Born in 1954, KCR is the tenth child of Kalvakunta Raghava Rao, a contractor from Chintamadaka village in Medak district. KCR earned a BA degree from the Government Degree College in Siddipet which is Medak’s biggest town. His friends remember him as a student who had great interest in literature and politics.

Sidda Reddy, his college friend, says, “He had great passion for literature and participated regularly in college debates. He had a great craze for films and wanted to pen some scripts. KCR contested college elections in 1974 for the post of president. He always hated radical politics”.

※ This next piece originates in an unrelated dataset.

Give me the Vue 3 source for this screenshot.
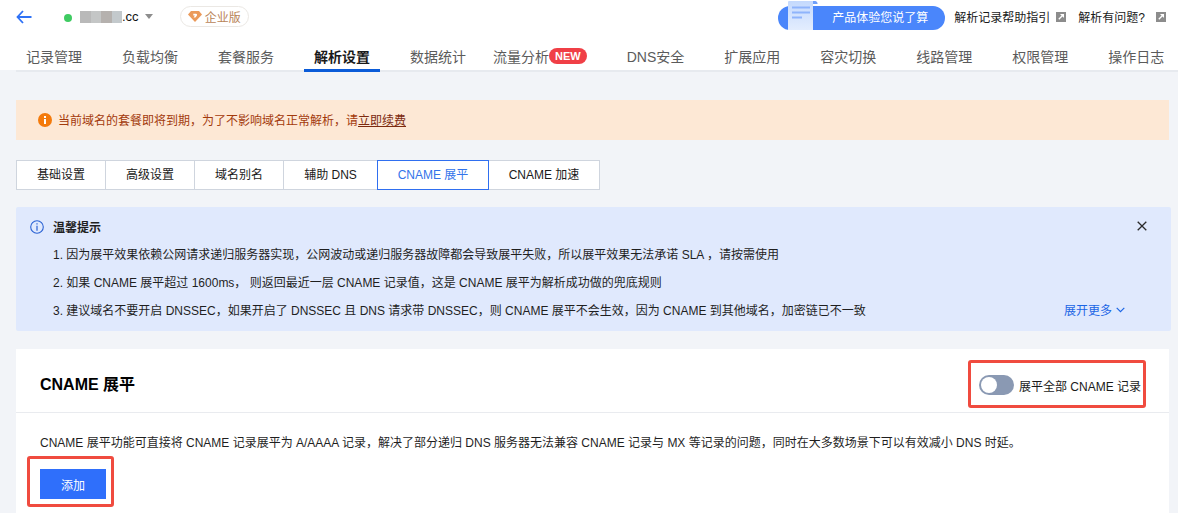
<script setup>
const tabs = [
  { label: '记录管理' }, { label: '负载均衡' }, { label: '套餐服务' }, { label: '解析设置', active: true },
  { label: '数据统计' }, { label: '流量分析', badge: 'NEW' }, { label: 'DNS安全' }, { label: '扩展应用' },
  { label: '容灾切换' }, { label: '线路管理' }, { label: '权限管理' }, { label: '操作日志' }
]
const subTabs = ['基础设置', '高级设置', '域名别名', '辅助 DNS', 'CNAME 展平', 'CNAME 加速']
const tips = [
  '1. 因为展平效果依赖公网请求递归服务器实现，公网波动或递归服务器故障都会导致展平失败，所以展平效果无法承诺 SLA ，请按需使用',
  '2. 如果 CNAME 展平超过 1600ms， 则返回最近一层 CNAME 记录值，这是 CNAME 展平为解析成功做的兜底规则',
  '3. 建议域名不要开启 DNSSEC，如果开启了 DNSSEC 且 DNS 请求带 DNSSEC，则 CNAME 展平不会生效，因为 CNAME 到其他域名，加密链已不一致'
]
const blur = ['#b9b9b9', '#c4c6c6', '#b5b1ae', '#c3c9cc']
</script>

<template>
  <div class="page">
    <header class="header">
      <div class="top">
        <svg class="back" width="16" height="14" viewBox="0 0 16 14"><path d="M7 1 1.500 7 7 13M2 7h13.500" fill="none" stroke="#2f72f6" stroke-width="1.800"/></svg>
        <span class="dot"></span>
        <span class="mask"><i v-for="c in blur" :key="c" :style="{ background: c }"></i></span>
        <span class="domain">.cc</span>
        <span class="caret"></span>
        <span class="edition">
          <svg width="14" height="11" viewBox="0 0 14 11"><path d="M3 0h8l3 3.500L7 11 0 3.500z" fill="#eb9a5a"/><path d="M5.300 2.800h2.600c1.200 0 1.400 1 .9 1.900L7.400 6.500H5.600l1.300-2H5.300z" fill="#fff"/></svg>
          企业版
        </span>
        <div class="spacer"></div>
        <div class="pill">
          <svg class="scroll" width="30" height="29" viewBox="0 0 30 29">
            <defs><linearGradient id="paper" x1="0" y1="0" x2="0" y2="1"><stop offset="0" stop-color="#c4d9fd"/><stop offset="1" stop-color="#e3edfe"/></linearGradient></defs>
            <path d="M0 1a1 1 0 0 1 1-1h24v29H0z" fill="url(#paper)"/>
            <path d="M25 0h2a2.500 2.500 0 0 1 2.500 3H25z" fill="#6f9ffa"/>
            <path d="M4 5.500h18v2H4zM4 10.500h18v2H4zM4 15.500h10v2H4z" fill="#8fb4fb"/>
          </svg>
          <span>产品体验您说了算</span>
        </div>
        <a class="link first">解析记录帮助指引
          <svg width="10" height="10" viewBox="0 0 10 10"><path d="M0 0h10v10H0z" fill="#8c8c8c"/><path d="M2.800 7.200 7 3" stroke="#fff" stroke-width="1.300"/><path d="M4 2h4v4L6.800 4.800 5.200 3.200z" fill="#fff"/></svg>
        </a>
        <a class="link second">解析有问题?
          <svg width="10" height="10" viewBox="0 0 10 10"><path d="M0 0h10v10H0z" fill="#8c8c8c"/><path d="M2.800 7.200 7 3" stroke="#fff" stroke-width="1.300"/><path d="M4 2h4v4L6.800 4.800 5.200 3.200z" fill="#fff"/></svg>
        </a>
      </div>
      <nav class="tabs">
        <a v-for="t in tabs" :key="t.label" class="tab" :class="{ active: t.active, badged: t.badge }">
          {{ t.label }}<b v-if="t.badge" class="badge">{{ t.badge }}</b>
        </a>
      </nav>
    </header>
    <div class="rule"></div>

    <main class="main">
      <div class="warn">
        <svg width="14" height="14" viewBox="0 0 14 14"><circle cx="7" cy="7" r="7" fill="#f47a0b"/><path d="M6 3h2v2H6zM6 6h2v5H6z" fill="#fff"/></svg>
        <span>当前域名的套餐即将到期，为了不影响域名正常解析，请<u>立即续费</u></span>
      </div>

      <div class="subtabs">
        <a v-for="(s, i) in subTabs" :key="s" class="subtab" :class="{ on: i === 4 }">{{ s }}</a>
      </div>

      <section class="tip">
        <svg class="tip-icon" width="14" height="14" viewBox="0 0 14 14"><circle cx="7" cy="7" r="6.300" fill="none" stroke="#2a62d4" stroke-width="1.100"/><path d="M6.400 3.200h1.200v1.300H6.400zM6.400 5.800h1.200v5H6.400z" fill="#2a62d4"/></svg>
        <div class="tip-body">
          <h4>温馨提示</h4>
          <p v-for="t in tips" :key="t">{{ t }}</p>
        </div>
        <svg class="close" width="10" height="10" viewBox="0 0 10 10"><path d="M.7.700l8.600 8.600M9.300.700.700 9.300" stroke="#2b2b2b" stroke-width="1.300"/></svg>
        <a class="more">展开更多
          <svg width="9" height="6" viewBox="0 0 9 6"><path d="M.7.800 4.500 4.600 8.300.800" fill="none" stroke="#1c66e5" stroke-width="1.200"/></svg>
        </a>
      </section>

      <section class="card">
        <div class="card-head">
          <h3>CNAME 展平</h3>
          <div class="switch-wrap">
            <span class="switch"><i></i></span>
            <span>展平全部 CNAME 记录</span>
          </div>
        </div>
        <div class="card-body">
          <p>CNAME 展平功能可直接将 CNAME 记录展平为 A/AAAA 记录，解决了部分递归 DNS 服务器无法兼容 CNAME 记录与 MX 等记录的问题，同时在大多数场景下可以有效减小 DNS 时延。</p>
          <button class="add">添加</button>
        </div>
      </section>
    </main>
  </div>
</template>

<style scoped>
.page {
  width: 1178px;
  height: 513px;
  overflow: hidden;
  background: #f2f4f8;
  font-family: "Liberation Sans", "Noto Sans CJK SC", sans-serif;
  font-size: 12px;
  color: #000;
}
.header {
  height: 70px;
  background: #fff;
}
.rule {
  height: 2px;
  margin-left: 16px;
  background: #e7eaef;
}
.top {
  height: 35px;
  display: flex;
  align-items: center;
}
.back { margin-left: 16px; margin-bottom: 2px; }
.dot {
  width: 8px;
  height: 8px;
  margin-left: 32px;
  border-radius: 50%;
  background: #3fcb62;
}
.mask { display: flex; margin-left: 8px; height: 12px; margin-bottom: 2px; }
.mask i { width: 10.500px; height: 12px; }
.domain { font-size: 13px; color: #111; margin-bottom: 2px; }
.caret {
  margin-left: 6px;
  margin-bottom: 2px;
  border-left: 4px solid transparent;
  border-right: 4px solid transparent;
  border-top: 5px solid #8d8d8d;
}
.edition {
  display: flex;
  align-items: center;
  gap: 3px;
  height: 21px;
  margin-left: 27px;
  margin-bottom: 2px;
  padding: 0 7px;
  box-sizing: border-box;
  border: 1px solid #ebe8e4;
  border-radius: 11px;
  color: #b98458;
  font-size: 12px;
}
.spacer { flex: 1; }
.pill {
  position: relative;
  width: 167px;
  height: 24px;
  margin-bottom: -1px;
  background: #4a86fb;
  border-radius: 12px;
  color: #fff;
  font-size: 12px;
  line-height: 24px;
}
.pill span { position: relative; margin-left: 54px; }
.scroll { position: absolute; left: 10px; top: -5px; }
.link {
  display: flex;
  align-items: center;
  gap: 6px;
  color: #1a1a1a;
  margin-bottom: 2px;
}
.first { margin-left: 9px; }
.second { margin-left: 12px; margin-right: 12px; gap: 11px; }
.tabs {
  height: 35px;
  display: flex;
  padding-left: 16px;
}
.tab {
  position: relative;
  display: flex;
  align-items: center;
  height: 35px;
  padding: 6px 10px 0;
  margin-right: 20px;
  font-size: 14px;
  color: #5b5b5b;
  white-space: nowrap;
  box-sizing: border-box;
}
.tab.badged { margin-left: -13px; }
.tab.active {
  color: #1a1a1a;
  font-weight: 700;
  border-bottom: 3px solid #0a5bd8;
  height: 37px;
  padding-top: 7px;
  margin-bottom: -2px;
}
.badge {
  display: inline-block;
  height: 16px;
  line-height: 16px;
  padding: 0 6px;
  border-radius: 8px;
  background: #f03f46;
  color: #fff;
  font-size: 11px;
  font-weight: 700;
}
.main { padding: 28px 9px 0 16px; }
.warn {
  display: flex;
  align-items: center;
  gap: 6px;
  height: 40px;
  padding: 0 0 1px 22px;
  box-sizing: border-box;
  background: #fde8d5;
  color: #a33a0c;
  font-size: 12px;
}
.warn u { color: #7c2a10; }
.subtabs {
  display: flex;
  margin-top: 20px;
  height: 30px;
}
.subtab {
  display: flex;
  align-items: center;
  justify-content: center;
  width: 90px;
  height: 30px;
  padding-bottom: 3px;
  box-sizing: border-box;
  background: #fff;
  border: 1px solid #cfd5de;
  margin-left: -1px;
  color: #1a1a1a;
}
.subtab:first-child { margin-left: 0; }
.subtab:nth-child(4) { width: 95px; }
.subtab:nth-child(5),
.subtab:nth-child(6) { width: 112px; }
.subtab.on {
  position: relative;
  z-index: 1;
  border-color: #2f6ff0;
  color: #3274ea;
}
.tip {
  position: relative;
  display: flex;
  height: 124px;
  margin: 17px -2px 0 0;
  padding: 13px 0 0 14px;
  box-sizing: border-box;
  background: #e0e9fd;
  border-radius: 2px;
}
.tip-icon { flex: none; }
.tip-body { margin-left: 9px; color: #1f1f1f; }
.tip-body h4 {
  margin: 0 0 5px;
  font-size: 12px;
  line-height: 16px;
  font-weight: 700;
}
.tip-body p {
  margin: 0;
  font-size: 12px;
  line-height: 28px;
  white-space: nowrap;
}
.close { position: absolute; right: 24px; top: 14px; }
.more {
  position: absolute;
  right: 46px;
  top: 94px;
  display: flex;
  align-items: center;
  gap: 4px;
  color: #1c66e5;
}
.card {
  margin-top: 18px;
  width: 1153px;
  height: 200px;
  background: #fff;
}
.card-head {
  display: flex;
  align-items: center;
  justify-content: space-between;
  height: 64px;
  padding: 4px 28px 0 24px;
  box-sizing: border-box;
  border-bottom: 1px solid #e9ebef;
}
.card-head h3 {
  margin: 0;
  font-size: 16px;
  font-weight: 700;
  color: #000;
}
.switch-wrap {
  position: relative;
  display: flex;
  align-items: center;
  gap: 5px;
  margin-top: 5px;
  font-size: 12px;
  color: #1a1a1a;
}
.switch-wrap::after {
  content: "";
  position: absolute;
  left: -11px;
  right: -5px;
  top: -15px;
  bottom: -13px;
  border: 3px solid #f04b3f;
  border-radius: 3px;
}
.switch {
  width: 35px;
  height: 20px;
  border-radius: 10px;
  background: #8a99b3;
  position: relative;
}
.switch i {
  position: absolute;
  left: 2px;
  top: 2px;
  width: 16px;
  height: 16px;
  border-radius: 50%;
  background: #fff;
}
.card-body { padding: 21px 24px 0; }
.card-body p {
  margin: 0;
  font-size: 12px;
  line-height: 18px;
  color: #1f1f1f;
  white-space: nowrap;
}
.add {
  position: relative;
  display: block;
  width: 66px;
  height: 30px;
  margin-top: 17px;
  border: 0;
  border-radius: 0;
  background: #2f6ffb;
  color: #fff;
  font: 12px "Liberation Sans", "Noto Sans CJK SC", sans-serif;
}
.add::after {
  content: "";
  position: absolute;
  left: -13px;
  right: -8px;
  top: -13px;
  bottom: -8px;
  border: 3px solid #f04b3f;
  border-radius: 3px;
}
</style>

KCR left for Delhi and joined Sanjay Gandhi’s youth Congress in 1975. This was the year when the emergency was imposed. After Sanjay Gandhi’s death, not finding much to grow, he returned to Siddipet. He contested for the post of chairman of a primary agriculture cooperative society and lost.”

In 1982, he joined the newly launched TDP. KCR lost his first elections in Siddipet for the Assembly. But he won in 1985 and then there was no looking back.

“KCR was known in his constituency for getting things moving. He earned a great reputation. He remembers everybody in his constituency by his or her name,” says M Shekar, a senior journalist.

He became the transport minister in 1996 in Chandrababu Naidu’s government. During his tenure as the minister, he wanted to build a 4-km road through a farmland, west of Siddipet. In a short span of three months, KCR convinced many people to donate their land and help build a road under the Janmabhoomi scheme.

During TDP’s second regime, Naidu appointed KCR as the deputy speaker in the Vidhan Sabha. KCR wanted to be included in the state cabinet and believed Naidu would do so as he had played a great role in the takeover of TDP from NTR. But Naidu failed to do so and KCR quit the TDP. He chose Telangana as his weapon for retribution.

He first rebelled against the TDP in May 2000, when the Chandrababu Naidu government hiked the power tariff in the state. KCR, along with other opponents, trained his guns on Naidu. In an open letter, KCR argued that the hike would impact farmers.

This was when KCR started laying strategies for a separate party. He met Gade Innaiah, a former naxal insurgent, who was involved in the Telangana movement but needed financial and political support. After months of discussions, KCR and Inniah decided to join hands and formed the Telangana Rashtra Party (TRP).

But this relation did not last long when Innaiah felt that KCR was into unilateral decision making. He left the party taking 93 members along with him.

In October 2000, KCR met Jayashankar. Jayashankar supported KCR until he died in 2011. The TRS party was founded to fight for a separate Telangana and hope beckoned after smaller states like Jharkhand and Chhattisgarh came into existence. The rest of the course of the party is history.